Since it launched in 1978, Galway international arts festival (GIAF) has changed beyond recognition. “As much goes on in one day now as would have filled that whole programme,” chief executive John Crumlish tells me. But one constant is the commitment to remaining a festival for everybody. This year, 30% of events are free.
The decision, in 2009, to produce as well as host work has enabled GIAF to develop its particular identity and to tour productions in the UK, the US and Australia. Among them is playwright Enda Walsh’s ever-developing series of dramatic installations, Rooms, designed by the festival’s artistic director, Paul Fahy; the first group premiered in 2016. Here, 2020’s Changing Room and the new Dining Room deliver powerfully contrasting stories of hope and desperation.
Reunion is one of several world premieres at this year’s festival. Co-mounted with Landmark Productions, it is written by Mark O’Rowe, whose affecting, Chekhovian chamber piece, The Approach, was a well-deserved hit on the Edinburgh fringe in 2018.

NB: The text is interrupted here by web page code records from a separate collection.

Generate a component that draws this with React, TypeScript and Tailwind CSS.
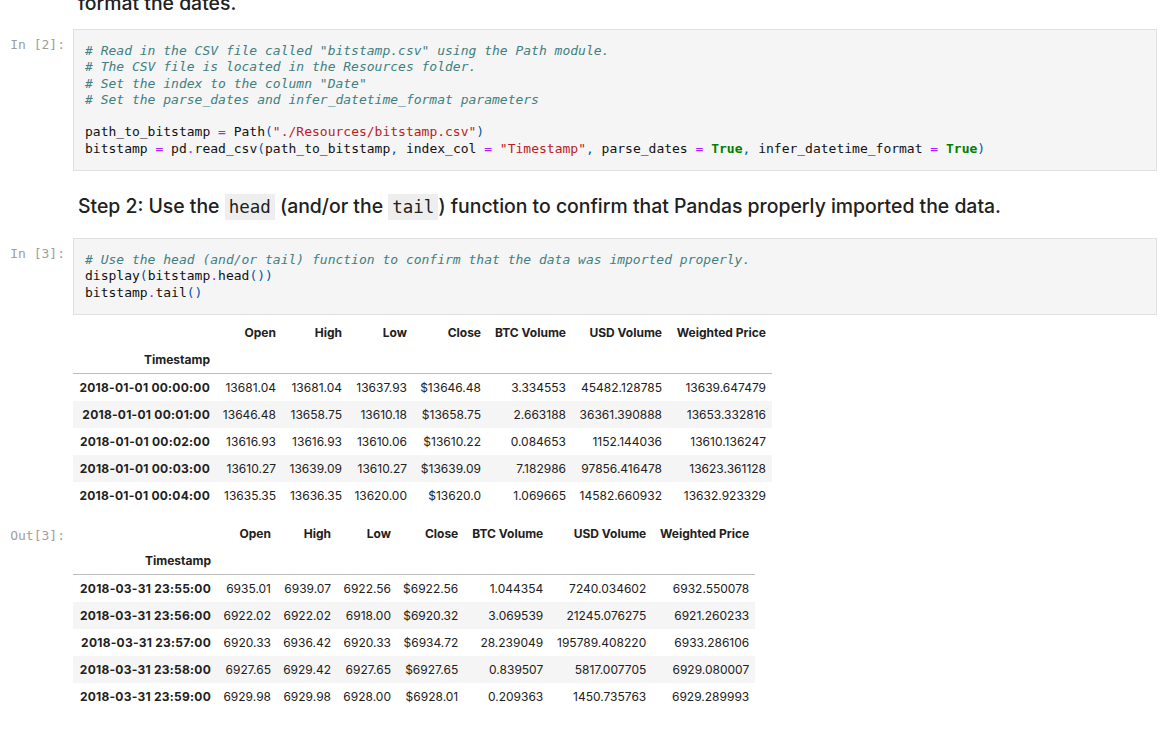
import type { ReactNode } from 'react'

const MONO = "font-['DejaVu_Sans_Mono','Liberation_Mono',monospace]"

function Cm({ children }: { children: ReactNode }) {
  return <span className="italic text-[#408080]">{children}</span>
}
function St({ children }: { children: ReactNode }) {
  return <span className="text-[#ba2121]">{children}</span>
}
function Kw({ children }: { children: ReactNode }) {
  return <span className="font-bold text-[#008000]">{children}</span>
}
function Op({ children }: { children: ReactNode }) {
  return <span className="text-[#aa22ff]">{children}</span>
}
function Pu({ children }: { children: ReactNode }) {
  return <span className="text-[#0055aa]">{children}</span>
}

function Prompt({ children }: { children: ReactNode }) {
  return (
    <div className={`w-[73px] shrink-0 pr-[8px] pt-[8px] text-right text-[13px] leading-[16.3px] text-[#9e9e9e] ${MONO}`}>
      {children}
    </div>
  )
}

function CodeCell({ prompt, children }: { prompt: string; children: ReactNode }) {
  return (
    <div className="flex">
      <Prompt>{prompt}</Prompt>
      <div className="mr-[19px] flex-1 border border-[#e0e0e0] bg-[#f5f5f5] px-[11px] py-[13px]">
        <pre className={`text-[13px] leading-[16.3px] text-[#111] ${MONO}`}>{children}</pre>
      </div>
    </div>
  )
}

const cols = ['Open', 'High', 'Low', 'Close', 'BTC Volume', 'USD Volume', 'Weighted Price']

const headWidths = ['w-[143px]', 'w-[66px]', 'w-[66px]', 'w-[65px]', 'w-[74px]', 'w-[85px]', 'w-[96px]', 'w-[104px]']
const tailWidths = ['w-[144px]', 'w-[60px]', 'w-[60px]', 'w-[60px]', 'w-[67px]', 'w-[85px]', 'w-[103px]', 'w-[103px]']

const headRows = [
  ['2018-01-01 00:00:00', '13681.04', '13681.04', '13637.93', '$13646.48', '3.334553', '45482.128785', '13639.647479'],
  ['2018-01-01 00:01:00', '13646.48', '13658.75', '13610.18', '$13658.75', '2.663188', '36361.390888', '13653.332816'],
  ['2018-01-01 00:02:00', '13616.93', '13616.93', '13610.06', '$13610.22', '0.084653', '1152.144036', '13610.136247'],
  ['2018-01-01 00:03:00', '13610.27', '13639.09', '13610.27', '$13639.09', '7.182986', '97856.416478', '13623.361128'],
  ['2018-01-01 00:04:00', '13635.35', '13636.35', '13620.00', '$13620.0', '1.069665', '14582.660932', '13632.923329'],
]

const tailRows = [
  ['2018-03-31 23:55:00', '6935.01', '6939.07', '6922.56', '$6922.56', '1.044354', '7240.034602', '6932.550078'],
  ['2018-03-31 23:56:00', '6922.02', '6922.02', '6918.00', '$6920.32', '3.069539', '21245.076275', '6921.260233'],
  ['2018-03-31 23:57:00', '6920.33', '6936.42', '6920.33', '$6934.72', '28.239049', '195789.408220', '6933.286106'],
  ['2018-03-31 23:58:00', '6927.65', '6929.42', '6927.65', '$6927.65', '0.839507', '5817.007705', '6929.080007'],
  ['2018-03-31 23:59:00', '6929.98', '6929.98', '6928.00', '$6928.01', '0.209363', '1450.735763', '6929.289993'],
]

function Frame({ widths, rows }: { widths: string[]; rows: string[][] }) {
  const cell = 'whitespace-nowrap px-[6px] py-[6px] text-right leading-[15px]'
  return (
    <table className="table-fixed border-collapse text-[12px] text-[#212121]">
      <colgroup>
        {widths.map((w, i) => (
          <col key={i} className={w} />
        ))}
      </colgroup>
      <thead className="border-b border-[#bdbdbd]">
        <tr>
          <th className={cell} />
          {cols.map((c) => (
            <th key={c} className={`${cell} font-bold`}>
              {c}
            </th>
          ))}
        </tr>
        <tr>
          <th className={`${cell} font-bold`}>Timestamp</th>
          {cols.map((c) => (
            <th key={c} className={cell} />
          ))}
        </tr>
      </thead>
      <tbody>
        {rows.map((r, i) => (
          <tr key={r[0]} className={i % 2 === 1 ? 'bg-[#f5f5f5]' : ''}>
            <th className={`${cell} font-bold tracking-[0.25px]`}>{r[0]}</th>
            {r.slice(1).map((v, j) => (
              <td key={j} className={cell}>
                {v}
              </td>
            ))}
          </tr>
        ))}
      </tbody>
    </table>
  )
}

export default function App() {
  return (
    <div className="h-[734px] w-[1176px] overflow-hidden bg-white font-['Inter','Liberation_Sans',sans-serif] text-[#212121]">
      <h3 className="-mt-[11px] pl-[78px] text-[19.4px] font-medium leading-[28px]">format the dates.</h3>

      <div className="mt-[12px]">
        <CodeCell prompt="In [2]:">
          <Cm># Read in the CSV file called "bitstamp.csv" using the Path module.</Cm>
          {'\n'}
          <Cm># The CSV file is located in the Resources folder.</Cm>
          {'\n'}
          <Cm># Set the index to the column "Date"</Cm>
          {'\n'}
          <Cm># Set the parse_dates and infer_datetime_format parameters</Cm>
          {'\n\n'}
          path_to_bitstamp <Op>=</Op> Path<Pu>(</Pu>
          <St>"./Resources/bitstamp.csv"</St>
          <Pu>)</Pu>
          {'\n'}
          bitstamp <Op>=</Op> pd<Op>.</Op>read_csv<Pu>(</Pu>path_to_bitstamp<Pu>,</Pu> index_col <Op>=</Op>{' '}
          <St>"Timestamp"</St>
          <Pu>,</Pu> parse_dates <Op>=</Op> <Kw>True</Kw>
          <Pu>,</Pu> infer_datetime_format <Op>=</Op> <Kw>True</Kw>
          <Pu>)</Pu>
        </CodeCell>
      </div>

      <h3 className="mt-[21px] pl-[78px] text-[19.4px] font-medium leading-[28px]">
        Step 2: Use the{' '}
        <code className={`bg-[#eeeeee] px-[4px] py-[3px] text-[17.5px] font-normal ${MONO}`}>head</code> (and/or the{' '}
        <code className={`bg-[#eeeeee] px-[4px] py-[3px] text-[17.5px] font-normal ${MONO}`}>tail</code>) function to confirm
        that Pandas properly imported the data.
      </h3>

      <div className="mt-[17px]">
        <CodeCell prompt="In [3]:">
          <Cm># Use the head (and/or tail) function to confirm that the data was imported properly.</Cm>
          {'\n'}
          display<Pu>(</Pu>bitstamp<Op>.</Op>head<Pu>())</Pu>
          {'\n'}
          bitstamp<Op>.</Op>tail<Pu>()</Pu>
        </CodeCell>
      </div>

      <div className="mt-[4px] flex">
        <div className="w-[73px] shrink-0" />
        <Frame widths={headWidths} rows={headRows} />
      </div>

      <div className="mt-[11px] flex">
        <Prompt>Out[3]:</Prompt>
        <Frame widths={tailWidths} rows={tailRows} />
      </div>
    </div>
  )
}
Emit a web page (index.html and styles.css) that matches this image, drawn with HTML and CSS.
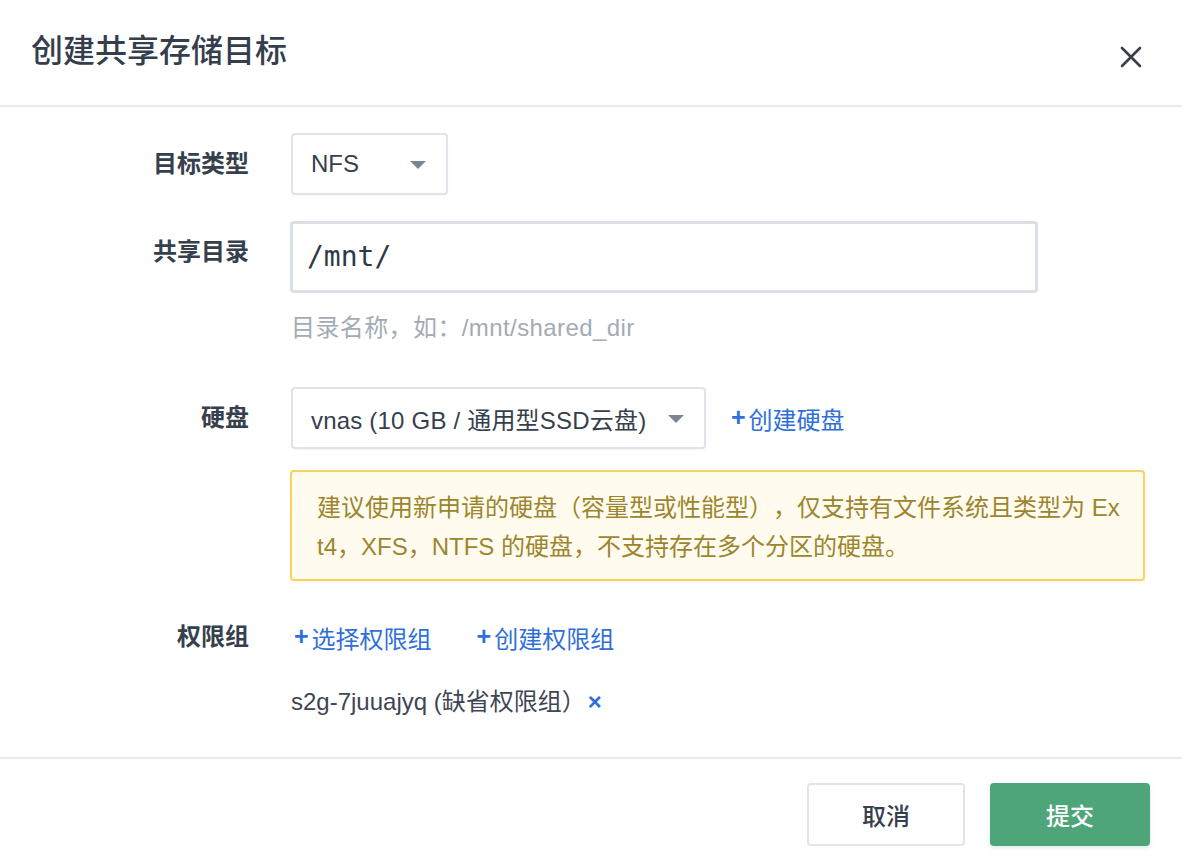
FILE: index.html
```html
<!DOCTYPE html>
<html lang="zh-CN">
<head>
<meta charset="utf-8">
<title>创建共享存储目标</title>
<link rel="stylesheet" href="styles.css">
</head>
<body>
<div class="dialog">
  <div class="header">
    <h1 class="title">创建共享存储目标</h1>
    <button class="close" aria-label="关闭">
      <svg width="22" height="22" viewBox="0 0 22 22"><path d="M2 2L20 20M20 2L2 20" stroke="#36404d" stroke-width="2.6" stroke-linecap="round"/></svg>
    </button>
  </div>
  <div class="body">
    <div class="row row-type">
      <div class="label">目标类型</div>
      <div class="control">
        <div class="select select-type"><span>NFS</span><i class="caret"></i></div>
      </div>
    </div>
    <div class="row row-dir">
      <div class="label">共享目录</div>
      <div class="control">
        <div class="input">/mnt/</div>
        <div class="hint">目录名称，如：/mnt/shared_dir</div>
      </div>
    </div>
    <div class="row row-disk">
      <div class="label">硬盘</div>
      <div class="control">
        <div class="inline">
          <div class="select select-disk"><span>vnas (10 GB / 通用型SSD云盘)</span><i class="caret"></i></div>
          <a class="link link-disk"><b>+</b>创建硬盘</a>
        </div>
        <div class="warning">建议使用新申请的硬盘（容量型或性能型），仅支持有文件系统且类型为 Ext4，XFS，NTFS 的硬盘，不支持存在多个分区的硬盘。</div>
      </div>
    </div>
    <div class="row row-perm">
      <div class="label">权限组</div>
      <div class="control">
        <div class="links">
          <a class="link"><b>+</b>选择权限组</a>
          <a class="link"><b>+</b>创建权限组</a>
        </div>
        <div class="tag">s2g-7juuajyq (缺省权限组）<span class="remove">×</span></div>
      </div>
    </div>
  </div>
  <div class="footer">
    <button class="btn btn-cancel">取消</button>
    <button class="btn btn-submit">提交</button>
  </div>
</div>
</body>
</html>
```
FILE: styles.css
```css
* { box-sizing: border-box; }
html, body { margin: 0; padding: 0; background: #fff; }
body {
  font-family: "Liberation Sans", "Noto Sans CJK SC", sans-serif;
  color: #36404d;
  font-size: 24px;
  text-spacing-trim: space-all;
}
.dialog { width: 1182px; height: 866px; display: flex; flex-direction: column; }
.header {
  height: 107px;
  border-bottom: 2px solid #e8ecf1;
  display: flex;
  align-items: center;
  justify-content: space-between;
  padding: 0 40px 0 31px;
}
.title {
  margin: 0;
  font-size: 32px;
  font-weight: 500;
  color: #343e4c;
  line-height: 40px;
  padding-bottom: 4px;
}
.close {
  border: 0; background: none; padding: 0; width: 22px; height: 22px;
  display: flex; margin-top: 8px;
}
.body { flex: 1; padding-top: 26px; }
.row { display: grid; grid-template-columns: 249px 1fr; column-gap: 41px; }
.label {
  text-align: right;
  font-weight: 700;
  line-height: 62px;
  color: #36404d;
}
.control { min-width: 0; padding-right: 37px; }
.row-type { margin-bottom: 26px; }
.row-dir { margin-bottom: 42px; }
.row-disk { margin-bottom: 25px; }
.select {
  height: 62px;
  border: 2px solid #dfe4ea;
  border-radius: 4px;
  display: flex;
  align-items: center;
  justify-content: space-between;
  padding: 0 20px 0 18px;
  color: #36404d;
  box-shadow: 0 1px 2px rgba(0,0,0,0.04);
}
.select-type { width: 157px; margin-left: 1px; }
.select-disk { width: 415px; margin-left: 1px; }
.select-disk span { letter-spacing: 0.2px; }
.caret {
  width: 0; height: 0;
  border-left: 8px solid transparent;
  border-right: 8px solid transparent;
  border-top: 8px solid #7c8590;
  margin-top: 2px;
}
.input {
  width: 748px;
  height: 72px;
  border: 3px solid #dbe0e7;
  border-radius: 4px;
  font-family: "DejaVu Sans Mono", monospace;
  font-size: 28px;
  line-height: 66px;
  padding-left: 14px;
  color: #2f3845;
}
.hint {
  margin-top: 18px;
  line-height: 34px;
  color: #a3abb5;
  padding-left: 1px;
  letter-spacing: 0.4px;
}
.inline { display: flex; align-items: center; }
.link { color: #2f6fd9; cursor: pointer; display: inline-flex; align-items: center; }
.link b { font-weight: 700; margin-right: 3px; font-size: 25px; line-height: 28px; margin-top: -2px; }
.link-disk { margin-left: 25px; }
.warning {
  margin-top: 21px;
  width: 855px;
  border: 2px solid #f6d45d;
  border-radius: 4px;
  background: #fffcef;
  color: #9c852d;
  line-height: 39px;
  padding: 16px 22px 13px 25px;
  word-break: break-all;
  box-shadow: 0 1px 3px rgba(0,0,0,0.05);
}
.links { display: flex; align-items: center; height: 62px; gap: 45px; padding-left: 4px; }
.tag { margin-top: 17px; line-height: 34px; color: #3d4654; padding-left: 1px; }
.remove { color: #2f6fd9; font-weight: 700; margin-left: 2px; }
.footer {
  height: 109px;
  border-top: 2px solid #e8ecf1;
  display: flex;
  justify-content: flex-end;
  align-items: flex-start;
  padding: 24px 32px 0 0;
  gap: 25px;
}
.btn {
  height: 63px;
  font-family: "Liberation Sans", "Noto Sans CJK SC", sans-serif;
  font-size: 24px;
  font-weight: 500;
  border-radius: 4px;
  cursor: pointer;
}
.btn-cancel { width: 158px; background: #fff; border: 2px solid #e0e5ec; color: #36404d; }
.btn-submit { width: 160px; background: #4ea579; border: 0; color: #fff; box-shadow: 0 2px 4px rgba(78,165,121,0.2); }
```
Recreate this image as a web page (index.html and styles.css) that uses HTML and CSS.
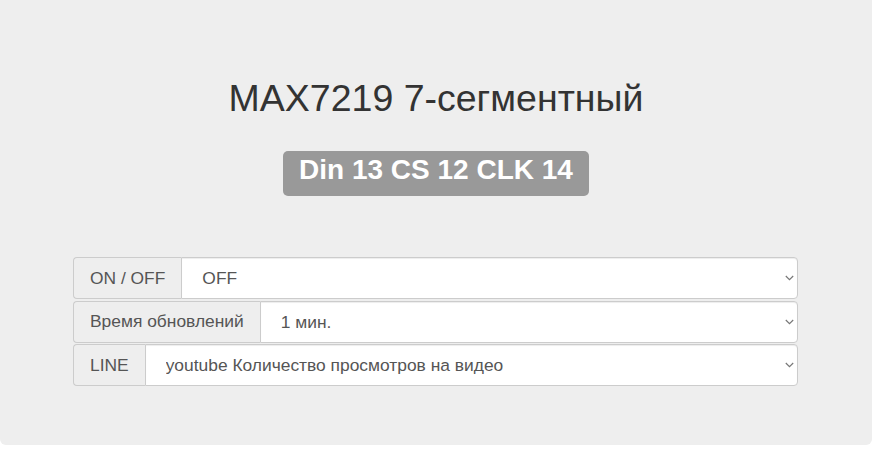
FILE: index.html
```html
<!DOCTYPE html>
<html lang="ru">
<head>
<meta charset="utf-8">
<title>MAX7219</title>
<link rel="stylesheet" href="styles.css">
</head>
<body>
<div class="jumbotron">
  <h1 class="title">MAX7219 7-сегментный</h1>
  <div class="pins"><span class="label">Din 13 CS 12 CLK 14</span></div>
  <div class="form">
    <div class="input-group">
      <span class="addon">ON / OFF</span>
      <select class="control"><option>OFF</option><option>ON</option></select>
      <svg class="chevron" width="9" height="6" viewBox="0 0 9 6"><path d="M0.8 1 L4.5 4.6 L8.2 1" fill="none" stroke="#777" stroke-width="1.2"/></svg>
    </div>
    <div class="input-group">
      <span class="addon">Время обновлений</span>
      <select class="control"><option>1 мин.</option></select>
      <svg class="chevron" width="9" height="6" viewBox="0 0 9 6"><path d="M0.8 1 L4.5 4.6 L8.2 1" fill="none" stroke="#777" stroke-width="1.2"/></svg>
    </div>
    <div class="input-group">
      <span class="addon">LINE</span>
      <select class="control"><option>youtube Количество просмотров на видео</option></select>
      <svg class="chevron" width="9" height="6" viewBox="0 0 9 6"><path d="M0.8 1 L4.5 4.6 L8.2 1" fill="none" stroke="#777" stroke-width="1.2"/></svg>
    </div>
  </div>
</div>
</body>
</html>
```

FILE: styles.css
```css
html, body {
  margin: 0;
  padding: 0;
  background: #fff;
}
body {
  font-family: "Liberation Sans", Arial, sans-serif;
  color: #333;
}
.jumbotron {
  width: 872px;
  height: 445px;
  box-sizing: border-box;
  background: #eee;
  border-radius: 0 0 6px 6px;
  padding-top: 78px;
  display: flex;
  flex-direction: column;
  align-items: center;
}
.title {
  margin: 0;
  font-size: 37.5px;
  font-weight: 500;
  line-height: 1.1;
  color: #333;
}
.pins {
  margin-top: 32px;
}
.label {
  display: inline-block;
  background: #999;
  color: #fff;
  font-weight: bold;
  font-size: 28px;
  line-height: 28px;
  padding: 5px 16px 12px;
  border-radius: 5px;
}
.form {
  margin-top: 61px;
  align-self: flex-start;
  margin-left: 73px;
  width: 725px;
  display: flex;
  flex-direction: column;
  gap: 1.5px;
}
.input-group {
  position: relative;
  display: flex;
  height: 42px;
}
.addon {
  display: flex;
  align-items: center;
  padding: 0 16px;
  background: #eee;
  border: 1px solid #ccc;
  border-right: 0;
  border-radius: 4px 0 0 4px;
  font-size: 17.4px;
  color: #555;
  white-space: nowrap;
}
.control {
  flex: 1;
  height: 42px;
  box-sizing: border-box;
  border: 1px solid #ccc;
  border-radius: 0 4px 4px 0;
  background: #fff;
  font-family: "Liberation Sans", Arial, sans-serif;
  font-size: 17.4px;
  color: #555;
  padding: 0 24px 0 20px;
  -webkit-appearance: none;
  appearance: none;
  box-shadow: inset 0 1px 1px rgba(0,0,0,.075);
}
.chevron {
  position: absolute;
  right: 4px;
  top: 18px;
  pointer-events: none;
}
```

A family gathers in a house on an island off the coast of Ireland, where they used to holiday when the now-adult children were young. The familiar premise (TS Eliot’s The Family Reunion and Thomas Vinterberg’s Festen, just two examples) suggests that home truths (or lies) will be told and fault lines in relationships cracked open. They are. Conflicts between siblings, couples, children and parents are detonated by an unexpected visitor.
Moment to moment, O’Rowe’s writing and direction toe-curlingly communicate the painfulness – and the humour – of vicious, expletive-laden arguments. Overall, though, the action feels too contrived; characterisations vivid but narrow; aiming for Chekhovian but arriving at sub-Ayckbournian. The 10-strong ensemble deliver strong performances (special mention to Stephen Brennan) in the realist/symbolist setting of Francis O’Connor’s design, where water runs from the kitchen-sink tap but windows are merely outlined, and a deliberately obvious painted backdrop suggests the view beyond the back door.
O’Connor also designs another of the standout dramas of the festival: Druid Theatre’s new production of Samuel Beckett’s Endgame, directed by the company’s artistic director, Garry Hynes. Last year’s GIAF launched Hynes’s DruidO’Casey – a magnificent rendering of Seán O’Casey’s Dublin trilogy, with its huge cast and historical sweep. Her direction of Beckett’s single-set play, with just four characters (one confined to a wheeled chair, two others to ashbins), is every bit as assured, meticulous, insightful and emotionally powerful.
Here, O’Connor’s set is stark and suggestive. A grey, circular space evokes, as he proposes in a programme note, a weapons silo, or lighthouse, or the inside of a giant bin; two windows, high up, reveal nothing of the beyond. Rory Nolan’s Hamm is a monarch of desolation in his chair, roaring like storm-scene Lear at Clov, his servant (fool/son/slave?), and at his parents, consigned, with their memories, to their bins to die (Bosco Hogan and Marie Mullen, with just heads and hands peeping from under bin lids, conjure a long-wedded lifetime of banalities, irritations and tenderness).
Aaron Monaghan’s Clov serves their needs, for the moment – dragging himself like a nest-fallen fledgling, too damaged to fly. Towards the end, he mounts his stepladder to report on the “muckheap” world, and spies, dismayed, “a small boy”. Hamm responds: “If he exists, he’ll die there or he’ll come here. And if he doesn’t…”; he lets the sentence drift. Hynes’s attentive, actor-enabling, text-focused direction delivers Beckett’s 1957 drama searingly, as a play for and of today.